I blushed, “Oh no, I’m single,” I said quickly, and tried to smile. I didn’t want to travel to fish, not with the creek in my garden! “I hope there will be lots of open water in the swamp, travelling takes up so much time,” I said, making a dismissive gesture with my hand. I wasn’t into running at all and could imagine myself staggering through snowy fields to pay the bills.

The man shrugged. “There is some open water in the swamp, but you will need to be careful. It can be hard going, as you can spend the entire day fishing and catch nothing. Make sure to move around if the fish won’t bite.”

I wished I had taken on an office job. I had never been so cold in my life!

I smacked the water with my fishing rod, brushing half-frozen tears off my cheeks. Winter had arrived, with more snow and ice than I had imagined. It seemed to be summer one day, and midwinter the next. I woke up to a frozen creek and a white garden. There was nothing for it; I had to walk to the main swamp. It was nearly dark, and I had caught one fish. Just as I smacked the water, I remembered Ron’s advice. It was too late today, but it wouldn’t happen to me again. On my way home, I rang Ron. “You were right,” I sighed after we had chatted for a while. “I must admit, I forgot your advice, and spent the whole day catching nothing.” I pulled a face as he laughed and repeated the same advice a few times. “Yes, I know…no, it definitely won’t happen again,” I tried to laugh, proving I wasn’t that upset. He was kind about it and again, I wondered about his age.

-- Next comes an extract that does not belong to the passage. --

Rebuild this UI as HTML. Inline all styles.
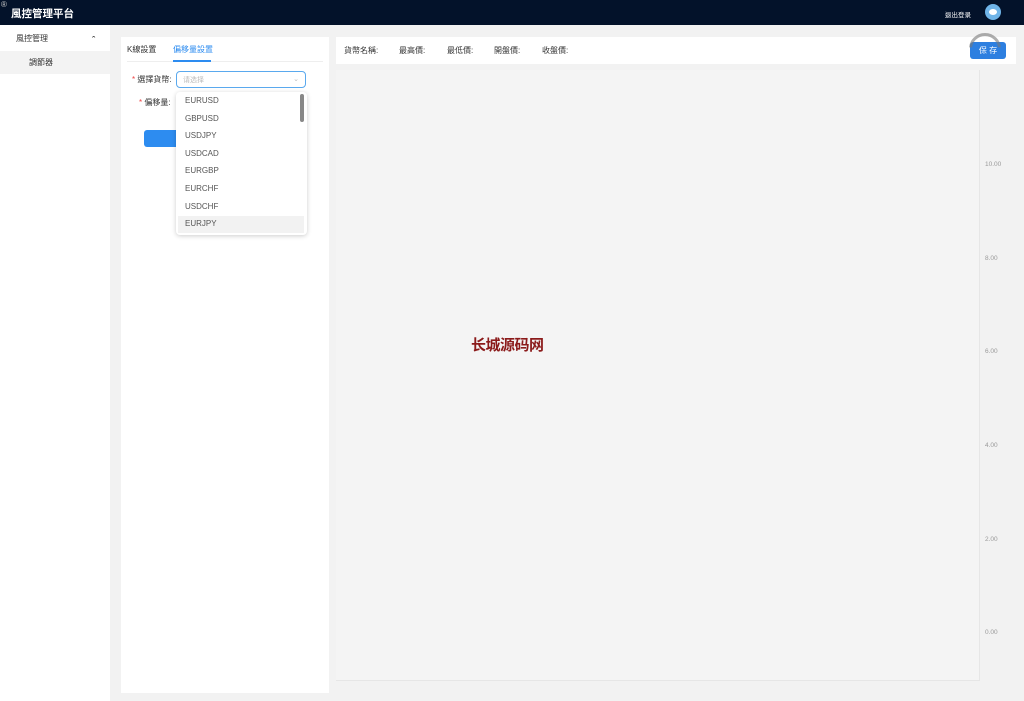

“You are very good to help me out,” I started, making my voice slower and sweeter, “I appreciate you helping a girl like me,” I continued. I held my breath; was I going somewhere with this? He had a strange face, but that would simply be endearing after a while. He probably had a job, so wouldn’t be around much anyway. Time wasn’t on my side, for this first winter brought home that I would be limited in the number of winters I had ahead of me. And I had dreams. A tiny shudder went through me. “The cold,” I muttered and listened to Ron’s voice again.

“…sad you missed the party, although it wasn’t a large one,” I caught him saying. “A few friends came, but at my age, friends disappear rather quickly,” he chuckled. “I will have a few winters left, of course, it’s not as if Grim is lurking outside my house right now,” he said, as if I had suggested something that macabre. I swallowed and opened my mouth, but he continued, “I quite like the grey hair, I must admit although I can’t make up my mind to retire or not,” and my heart sank. I had missed the Ron boat. For a moment I considered dating him anyway. As he said, he had many winters left, but I shook my head at my phone. “Unwise,” I mouthed to myself.

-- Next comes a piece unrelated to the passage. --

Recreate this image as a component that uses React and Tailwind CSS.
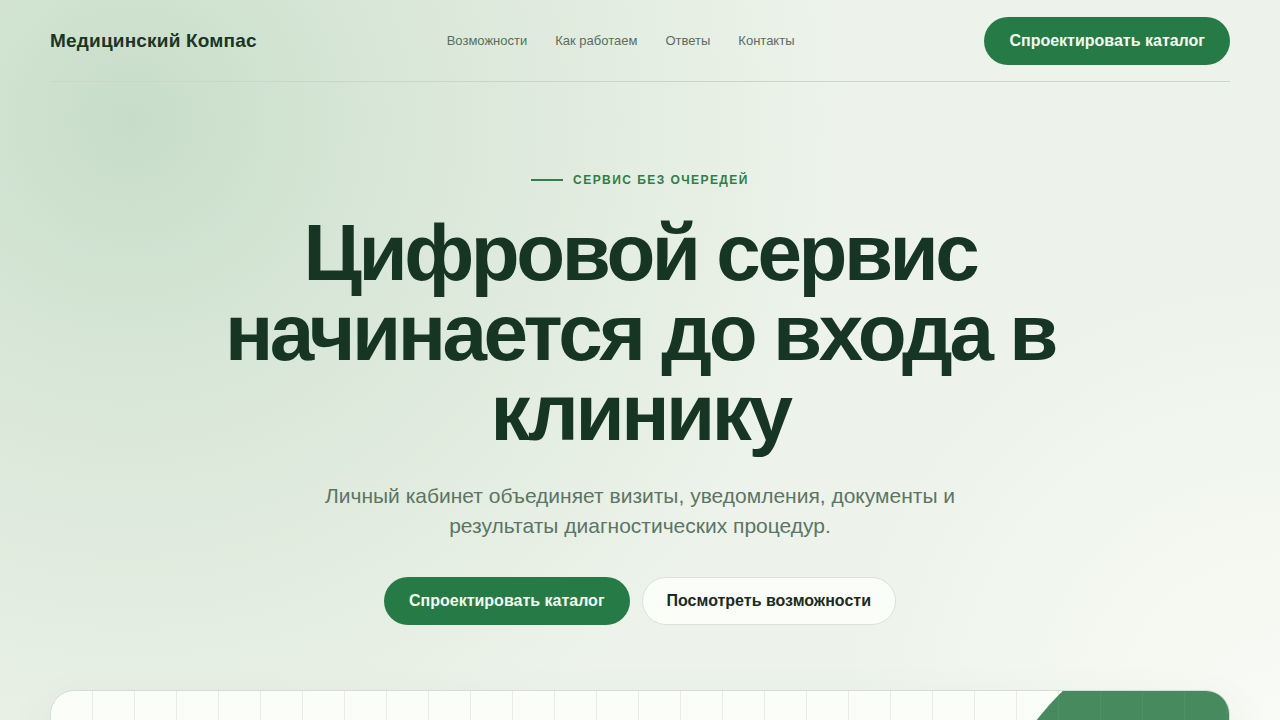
import React from "react";

const navLinks = ["Возможности", "Как работаем", "Ответы", "Контакты"];

const Header = () => (
  <header className="mx-[50px] flex items-center justify-between border-b border-[#cad6c8] pt-[17px] pb-4">
    <a href="#" className="text-[19px] font-bold tracking-[0.01em] text-[#1a3524]">
      Медицинский Компас
    </a>
    <nav className="flex items-center gap-7 text-[13px] text-[#5a6d5f]">
      {navLinks.map((link) => (
        <a key={link} href="#">
          {link}
        </a>
      ))}
    </nav>
    <a
      href="#"
      className="flex h-12 items-center rounded-full bg-[#267a46] px-[25px] text-base font-bold text-[#f3faf0]"
    >
      Спроектировать каталог
    </a>
  </header>
);

const Hero = () => (
  <section className="flex flex-col items-center pt-[90px] text-center">
    <div className="flex items-center gap-[10px] text-xs font-bold uppercase tracking-[0.12em] text-[#2f7d4a]">
      <span className="h-[2px] w-8 bg-[#2f7d4a]" />
      Сервис без очередей
    </div>
    <h1 className="mt-[25px] max-w-[900px] text-[80px] leading-[80px] font-bold tracking-[-0.043em] text-[#173523]">
      Цифровой сервис начинается до входа в клинику
    </h1>
    <p className="mt-7 max-w-[680px] text-[21px] leading-[30px] text-[#5c7564]">
      Личный кабинет объединяет визиты, уведомления, документы и результаты
      диагностических процедур.
    </p>
    <div className="mt-9 flex items-center gap-3">
      <a
        href="#"
        className="flex h-12 items-center rounded-full bg-[#267a46] px-[25px] text-base font-bold text-[#f3faf0]"
      >
        Спроектировать каталог
      </a>
      <a
        href="#"
        className="flex h-12 items-center rounded-full border border-[#dbe3d8] bg-[#fbfdf8] px-6 text-base font-bold text-[#1a2a1f]"
      >
        Посмотреть возможности
      </a>
    </div>
  </section>
);

// Dashboard preview card with a faint grid and a green blob in the corner
const Preview = () => (
  <div className="relative mx-[50px] mt-[65px] h-[320px] overflow-hidden rounded-[24px] border border-[#d6ded3] bg-[#fbfdf8] shadow-[0_20px_50px_rgba(40,80,50,0.08)]">
    <div className="absolute inset-0 bg-[linear-gradient(to_right,#e6ebe3_1px,transparent_1px)] bg-[size:42px_100%] bg-[position:-1px_0]" />
    <div className="absolute top-[-85px] left-[921px] h-[600px] w-[600px] rounded-full bg-[#468a5d]" />
    <div className="absolute inset-0 bg-[linear-gradient(to_right,rgba(255,255,255,0.05)_1px,transparent_1px)] bg-[size:42px_100%] bg-[position:-1px_0]" />
  </div>
);

export default function App() {
  return (
    <div className="relative h-[720px] overflow-hidden bg-[#edf3ea] font-['Liberation_Sans',Arial,sans-serif]">
      <div className="pointer-events-none absolute inset-0 bg-[radial-gradient(circle_at_130px_120px,#c7ddc9_0%,rgba(205,224,205,0.7)_18%,rgba(237,243,234,0)_55%)]" />
      <div className="pointer-events-none absolute inset-0 bg-[radial-gradient(circle_at_1280px_720px,rgba(250,252,247,0.9)_0%,rgba(250,252,247,0)_30%)]" />
      <div className="relative">
        <Header />
        <Hero />
        <Preview />
      </div>
    </div>
  );
}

That was that. I couldn’t bring myself to ring Ron again, and the long days before Christmas were the coldest days ever. I couldn’t afford decorations, although the day before Christmas I managed some garlands and mistletoe. With Ron out of the picture, I have no idea why I spent hard-earned money on mistletoe, but I didn’t want to give up on my dreams. I was doing my best to wait more patiently, trying to trust God with my days and weeks, rather than succumbing to the temptation of throwing myself at the first stranger I could think of. “I will get to use the mistletoe,” I whispered to myself, “I just need to wait, be patient, follow instructions from the Lord and be wise.” I was glad when January arrived and I could box up the mistletoe, my first Christmas where all blessings seemed to have passed me by.